▶ [EXERCISE DESCRIPTION]
Carry none of the pictures over; write out the complete data exactly.

● ● ● ● ● ● ●

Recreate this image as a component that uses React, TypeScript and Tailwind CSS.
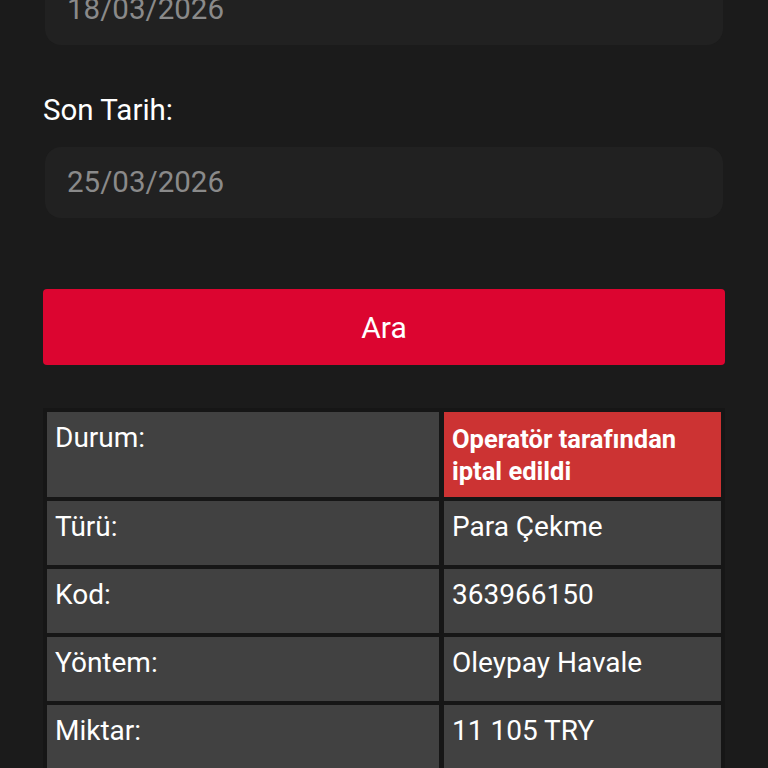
import React from 'react';

export default function App() {
  const rows = [
    { label: "Türü:", value: "Para Çekme" },
    { label: "Kod:", value: "363966150" },
    { label: "Yöntem:", value: "Oleypay Havale" },
    { label: "Miktar:", value: "11 105 TRY" },
  ];

  return (
    <div className="w-full min-h-screen h-[768px] overflow-hidden bg-[#1b1b1b] text-white font-['Roboto',sans-serif]">
      <div className="px-[43px]">
        {/* Start date (scrolled off the top) */}
        <div className="-mt-[26px] mx-[2px] h-[71px] rounded-[16px] bg-[#212121] flex items-center px-[22px] text-[29.5px] text-[#8a8a8a]">
          18/03/2026
        </div>

        <label className="block mt-[48px] text-[29.5px] leading-[34px]">Son Tarih:</label>

        <div className="mt-[20px] mx-[2px] h-[71px] rounded-[16px] bg-[#212121] flex items-center px-[22px] text-[29.5px] text-[#8a8a8a]">
          25/03/2026
        </div>

        <button className="mt-[71px] w-full h-[76px] rounded-[4px] bg-[#dc0530] text-[30px] text-white">
          Ara
        </button>

        {/* Result table */}
        <div className="mt-[43px] bg-[#161616] p-[4px] grid grid-cols-[392px_1fr] gap-x-[5px] gap-y-[4px]">
          <div className="h-[85px] bg-[#414141] pt-[10px] pl-[8px] text-[28px] leading-[32px]">Durum:</div>
          <div className="h-[85px] bg-[#cc3333] pt-[11px] pl-[8px] pr-[6px] text-[25.5px] leading-[32px] font-bold">
            Operatör tarafından iptal edildi
          </div>
          {rows.map((r) => (
            <React.Fragment key={r.label}>
              <div className="h-[64px] bg-[#414141] pt-[10px] pl-[8px] text-[28px] leading-[32px]">{r.label}</div>
              <div className="h-[64px] bg-[#414141] pt-[10px] pl-[8px] text-[28px] leading-[32px]">{r.value}</div>
            </React.Fragment>
          ))}
        </div>
      </div>
    </div>
  );
}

● ● ● ● ● ● ●

▶ [RESPONSE]
Recreate this image as a component that uses React, TypeScript and Tailwind CSS.
import React from 'react';

export default function App() {
  const rows = [
    { label: "Türü:", value: "Para Çekme" },
    { label: "Kod:", value: "363966150" },
    { label: "Yöntem:", value: "Oleypay Havale" },
    { label: "Miktar:", value: "11 105 TRY" },
  ];

  return (
    <div className="w-full min-h-screen h-[768px] overflow-hidden bg-[#1b1b1b] text-white font-['Roboto',sans-serif]">
      <div className="px-[43px]">
        {/* Start date (scrolled off the top) */}
        <div className="-mt-[26px] mx-[2px] h-[71px] rounded-[16px] bg-[#212121] flex items-center px-[22px] text-[29.5px] text-[#8a8a8a]">
          18/03/2026
        </div>

        <label className="block mt-[48px] text-[29.5px] leading-[34px]">Son Tarih:</label>

        <div className="mt-[20px] mx-[2px] h-[71px] rounded-[16px] bg-[#212121] flex items-center px-[22px] text-[29.5px] text-[#8a8a8a]">
          25/03/2026
        </div>

        <button className="mt-[71px] w-full h-[76px] rounded-[4px] bg-[#dc0530] text-[30px] text-white">
          Ara
        </button>

        {/* Result table */}
        <div className="mt-[43px] bg-[#161616] p-[4px] grid grid-cols-[392px_1fr] gap-x-[5px] gap-y-[4px]">
          <div className="h-[85px] bg-[#414141] pt-[10px] pl-[8px] text-[28px] leading-[32px]">Durum:</div>
          <div className="h-[85px] bg-[#cc3333] pt-[11px] pl-[8px] pr-[6px] text-[25.5px] leading-[32px] font-bold">
            Operatör tarafından iptal edildi
          </div>
          {rows.map((r) => (
            <React.Fragment key={r.label}>
              <div className="h-[64px] bg-[#414141] pt-[10px] pl-[8px] text-[28px] leading-[32px]">{r.label}</div>
              <div className="h-[64px] bg-[#414141] pt-[10px] pl-[8px] text-[28px] leading-[32px]">{r.value}</div>
            </React.Fragment>
          ))}
        </div>
      </div>
    </div>
  );
}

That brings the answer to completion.